Written task: Report each line of the data that has "styles" somewhere in it.

Available data:
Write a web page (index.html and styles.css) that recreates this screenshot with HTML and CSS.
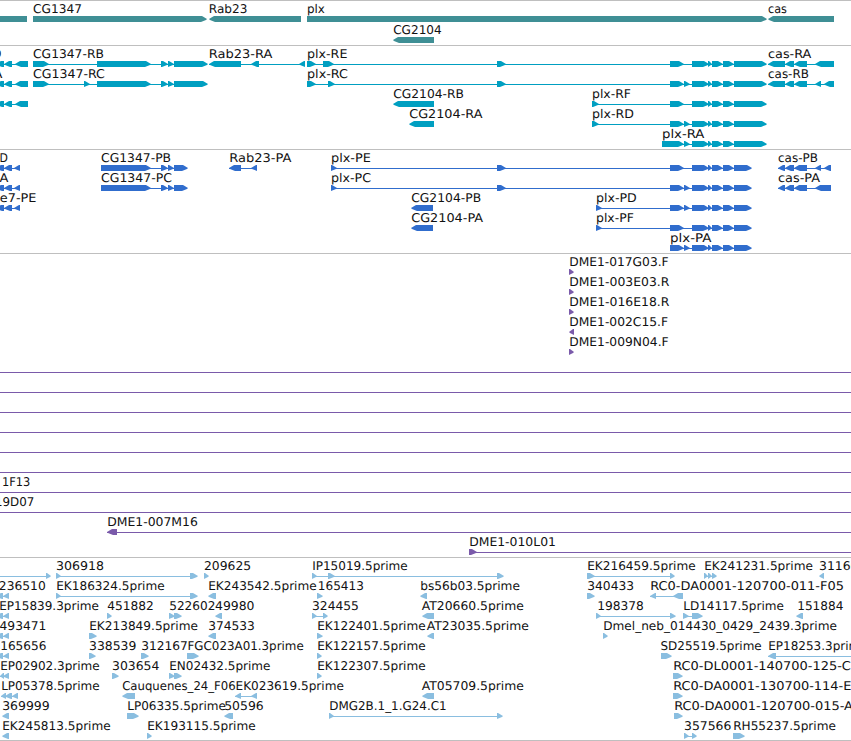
FILE: index.html
```
<!DOCTYPE html>
<html lang="en">
<head>
    <meta charset="UTF-8">
    <title>Genome Browser</title>
    <link rel="stylesheet" href="styles.css">
</head>
<body>
    <div class="browser">
        <svg class="track genes" id="genes"></svg>
        <svg class="track transcripts" id="transcripts"></svg>
        <svg class="track proteins" id="proteins"></svg>
        <svg class="track clones" id="clones"></svg>
        <svg class="track ests" id="ests"></svg>
    </div>
    <script src="tracks.js"></script>
</body>
</html>
```
FILE: styles.css
```
body {
    margin: 0;
    background: white;
    overflow: hidden;
}
.browser {
    display: flex;
    flex-direction: column;
    width: 851px;
    border-bottom: 1px solid #bfbfbf;
}
.track {
    box-sizing: border-box;
    display: block;
    width: 851px;
    border-top: 1px solid #bfbfbf;
    overflow: hidden;
}
.track text {
    font-family: "DejaVu Sans", sans-serif;
    font-size: 12px;
    fill: #111;
    text-rendering: geometricPrecision;
}
.track rect {
    shape-rendering: crispEdges;
}
.genes {
    height: 45px;
    fill: #3f8f95;
}
.transcripts {
    height: 104px;
    fill: #009fc1;
}
.proteins {
    height: 104px;
    fill: #306dcd;
}
.clones {
    height: 304px;
    fill: #7a5aaa;
}
.ests {
    height: 183px;
    fill: #8abee0;
}
```
FILE: tracks.js
```
// feature: [row, direction, exons, label, label start, label end]
const plxEnd = "692-709 708-712 712-723 723-734 ";

const tracks = {
    genes: [
        [0, "", "-10-27"],
        [0, "+", "33-207", "CG1347", 33.5, 81.5],
        [0, "-", "209-301", "Rab23", 209.3, 247],
        [0, "+", "307-767", "plx", 307.5, 324.5],
        [0, "-", "768-834", "cas", 768.5, 786.5],
        [1, "-", "393-434", "CG2104", 393.7, 441.3]
    ],
    transcripts: [
        [0, "-", "-4-4 4-12 15-28", "D", -7, 1],
        [1, "-", "-4-4 4-12 15-28", "A", -6, 2],
        [2, "-", "-4-4 4-12 15-28"],
        [0, "+", "33-49 97-151 161-168 168-174 174-208", "CG1347-RB", 33.5, 103.5],
        [1, "+", "33-49 84-90 97-151 161-168 168-174 174-208", "CG1347-RC", 33.5, 104.5],
        [0, "-", "209-241 251-259 299-305", "Rab23-RA", 209.3, 272],
        [0, "+", "307-316 323-334 497-506 670-684 " + plxEnd + "734-767", "plx-RE", 307.5, 347],
        [1, "+", "307-316 328-335 497-506 670-684 684-690 " + plxEnd + "734-767", "plx-RC", 307.5, 347.5],
        [2, "-", "393-434", "CG2104-RB", 393.7, 463.5],
        [3, "-", "409-434", "CG2104-RA", 409.7, 482],
        [2, "+", "592-599 670-684 " + plxEnd + "734-767", "plx-RF", 592.5, 630.5],
        [3, "+", "592-599 670-684 684-690 " + plxEnd + "734-767", "plx-RD", 592.5, 633.5],
        [4, "+", "662-684 684-690 " + plxEnd + "734-767", "plx-RA", 662.5, 704],
        [0, "-", "768-785 785-794 794-807 815-834", "cas-RA", 768.5, 811],
        [1, "-", "768-785 785-794 794-807 815-821 824-834", "cas-RB", 768.5, 808.5]
    ],
    proteins: [
        [0, "-", "-4-4 4-12 14-20", "D", 0, 7.5],
        [1, "-", "-4-4 4-12 14-20", "A", 0, 8],
        [2, "-", "-4-4 4-12 14-20", "e7-PE", 0.3, 36],
        [0, "+", "101-151 161-168 168-174 174-188", "CG1347-PB", 101.5, 170.7],
        [1, "+", "101-151 161-168 168-174 174-188", "CG1347-PC", 101.5, 171.5],
        [0, "-", "229-241 251-257", "Rab23-PA", 229.7, 291],
        [0, "+", "331-337 497-506 670-684 " + plxEnd + "734-752", "plx-PE", 331.5, 370.5],
        [1, "+", "331-337 497-506 670-684 684-690 " + plxEnd + "734-752", "plx-PC", 331.5, 370.7],
        [2, "-", "411-433", "CG2104-PB", 411.7, 480.7],
        [3, "-", "411-433", "CG2104-PA", 411.7, 482.7],
        [2, "+", "596-602 670-684 684-690 " + plxEnd + "734-752", "plx-PD", 596.5, 636.3],
        [3, "+", "596-602 670-684 " + plxEnd + "734-752", "plx-PF", 596.5, 633.5],
        [4, "+", "670-684 684-690 " + plxEnd + "734-752", "plx-PA", 670.5, 711],
        [0, "-", "778-785 785-794 794-807 815-821 824-831", "cas-PB", 778.5, 817.5],
        [1, "-", "778-785 785-794 794-807 815-831", "cas-PA", 778.5, 819.7]
    ],
    clones: [
        [0, "+", "569-574", "DME1-017G03.F", 569.7, 668.3],
        [1, "+", "569-574", "DME1-003E03.R", 569.7, 669],
        [2, "+", "569-574", "DME1-016E18.R", 569.7, 669],
        [3, "-", "569-574", "DME1-002C15.F", 569.7, 667.7],
        [4, "+", "569-574", "DME1-009N04.F", 569.7, 668.3],
        [5, "", "-9--8 900-901"],
        [6, "", "-9--8 900-901"],
        [7, "", "-9--8 900-901"],
        [8, "", "-9--8 900-901"],
        [9, "", "-9--8 900-901"],
        [10, "", "-9--8 900-901"],
        [11, "", "-9--8 900-901", "1F13", 2.5, 30],
        [12, "", "-9--8 900-901", "19D07", -4.5, 34],
        [13, "-", "107-117 900-910", "DME1-007M16", 107.7, 197.5],
        [14, "+", "469-477 900-910", "DME1-010L01", 469.7, 555.5]
    ],
    ests: [
        [0, "+", "-20--10 46-51"],
        [0, "+", "56-61 190-198", "306918", 56.5, 103.7],
        [0, "+", "204-209", "209625", 204.5, 250.7],
        [0, "+", "312-317 328-335 497-504", "IP15019.5prime", 312.7, 407.3],
        [0, "+", "587-595 670-675", "EK216459.5prime", 587.7, 695.3],
        [0, "+", "704-708 708-712 712-717", "EK241231.5prime", 704.7, 812.5],
        [0, "-", "819-824", "311608", 819.5, 866],

        [1, "-", "-4-3 3-9", "236510", -0.7, 45.3],
        [1, "+", "56-61 190-198", "EK186324.5prime", 56.7, 164.3],
        [1, "-", "208-216", "EK243542.5prime", 208.7, 316.3],
        [1, "+", "317-323", "165413", 318.3, 363.5],
        [1, "-", "420-427", "bs56b03.5prime", 420.7, 519.5],
        [1, "+", "587-595", "340433", 587.7, 633.7],
        [1, "-", "650-656 673-683", "RC0-DA0001-120700-011-F05", 650.7, 843.5],

        [2, "-", "-4-3 3-9", "EP15839.3prime", -0.3, 98.5],
        [2, "+", "107-112", "451882", 107.7, 153.5],
        [2, "+", "169-175 174-182", "522602", 169.7, 215],
        [2, "-", "215-222", "49980", 215.5, 254],
        [2, "+", "312-317 323-328", "324455", 312.5, 358.5],
        [2, "-", "422-434", "AT20660.5prime", 422.3, 523.5],
        [2, "+", "596-601 670-676", "198378", 597.7, 643.5],
        [2, "+", "683-689 692-703", "LD14117.5prime", 683.7, 783.5],
        [2, "-", "796-803", "151884", 797.7, 843],

        [3, "-", "-4-3 3-9", "493471", 0, 46],
        [3, "+", "89-97", "EK213849.5prime", 89.7, 197.5],
        [3, "-", "208-216", "374533", 208.7, 254.5],
        [3, "+", "317-323", "EK122401.5prime", 317.7, 425.3],
        [3, "-", "427-434", "AT23035.5prime", 427.3, 528.5],
        [3, "+", "603-608", "Dmel_neb_014430_0429_2439.3prime", 603.7, 836.5],

        [4, "-", "-4-3 3-9", "165656", 0.7, 46],
        [4, "+", "89-96", "338539", 89.5, 136],
        [4, "+", "141-149", "312167", 141.7, 187.5],
        [4, "+", "187-199", "FGC023A01.3prime", 188, 303.3],
        [4, "+", "317-322", "EK122157.5prime", 317.7, 425.3],
        [4, "+", "661-672", "SD25519.5prime", 661, 761.3],
        [4, "-", "768-776 900-910", "EP18253.3prime", 768.7, 867.3],

        [5, "-", "0-4 3-9", "EP02902.3prime", 0.7, 99.3],
        [5, "+", "112-119", "303654", 112.5, 159],
        [5, "+", "169-175 174-182", "EN02432.5prime", 169.7, 270],
        [5, "+", "317-322", "EK122307.5prime", 317.7, 425.3],
        [5, "+", "673-683", "RC0-DL0001-140700-125-C05", 673.7, 867],

        [6, "-", "1-6 5-12 12-18", "LP05378.5prime", 1.7, 99.3],
        [6, "-", "122-135", "Cauquenes_24_F06", 122.7, 235.3],
        [6, "-", "235-241 251-257", "EK023619.5prime", 236, 343.5],
        [6, "-", "422-434", "AT05709.5prime", 422.3, 523.5],
        [6, "+", "673-683", "RC0-DA0001-130700-114-E05", 673.7, 867.5],

        [7, "-", "2-9", "369999", 2.7, 49.3],
        [7, "+", "127-139", "LP06335.5prime", 127.7, 225.5],
        [7, "-", "224-233", "50596", 224.7, 263.3],
        [7, "+", "329-334 497-503", "DMG2B.1_1.G24.C1", 329.7, 446.3],
        [7, "+", "674-683", "RC0-DA0001-120700-015-A05", 674.7, 869],

        [8, "-", "2-9", "EK245813.5prime", 2.7, 110.3],
        [8, "+", "147-152", "EK193115.5prime", 147.7, 255.3],
        [8, "+", "684-689 692-697", "357566", 684.5, 731],
        [8, "+", "733-745", "RH55237.5prime", 733.7, 835.5]
    ]
};

function exonShape(start, end, y, dir) {
    const head = Math.min(6, end - start);
    if (dir === "+") {
        return `<polygon points="${start},${y} ${end - head + 1},${y} ${end},${y + 3} ${end - 1},${y + 4} ${end - head},${y + 6} ${start},${y + 6}"/>`;
    }
    if (dir === "-") {
        return `<polygon points="${end},${y} ${start + head - 1},${y} ${start},${y + 3} ${start + 1},${y + 4} ${start + head},${y + 6} ${end},${y + 6}"/>`;
    }
    return `<rect x="${start}" y="${y}" width="${end - start}" height="6"/>`;
}

for (const id in tracks) {
    const pitch = id === "genes" ? 21 : 20;
    let out = "";
    for (const [row, dir, exons, label, from, to] of tracks[id]) {
        const top = row * pitch;
        const parts = exons.split(" ").map(e => e.match(/^(-?\d+)-(-?\d+)$/).slice(1).map(Number));
        if (parts.length > 1) {
            const first = parts[0][0];
            const last = parts[parts.length - 1][1] - 1;
            out += `<rect x="${first}" y="${top + 18}" width="${last - first}" height="1"/>`;
        }
        for (const [start, end] of parts) {
            out += exonShape(start, end, top + 15, dir);
        }
        if (label) {
            out += `<text x="${(from - 0.5).toFixed(1)}" y="${top + 12}" textLength="${(to - from + 0.9).toFixed(1)}" lengthAdjust="spacingAndGlyphs">${label}</text>`;
        }
    }
    document.getElementById(id).innerHTML = out;
}
```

Expected answer:
Write a web page (index.html and styles.css) that recreates this screenshot with HTML and CSS.
    <link rel="stylesheet" href="styles.css">
FILE: styles.css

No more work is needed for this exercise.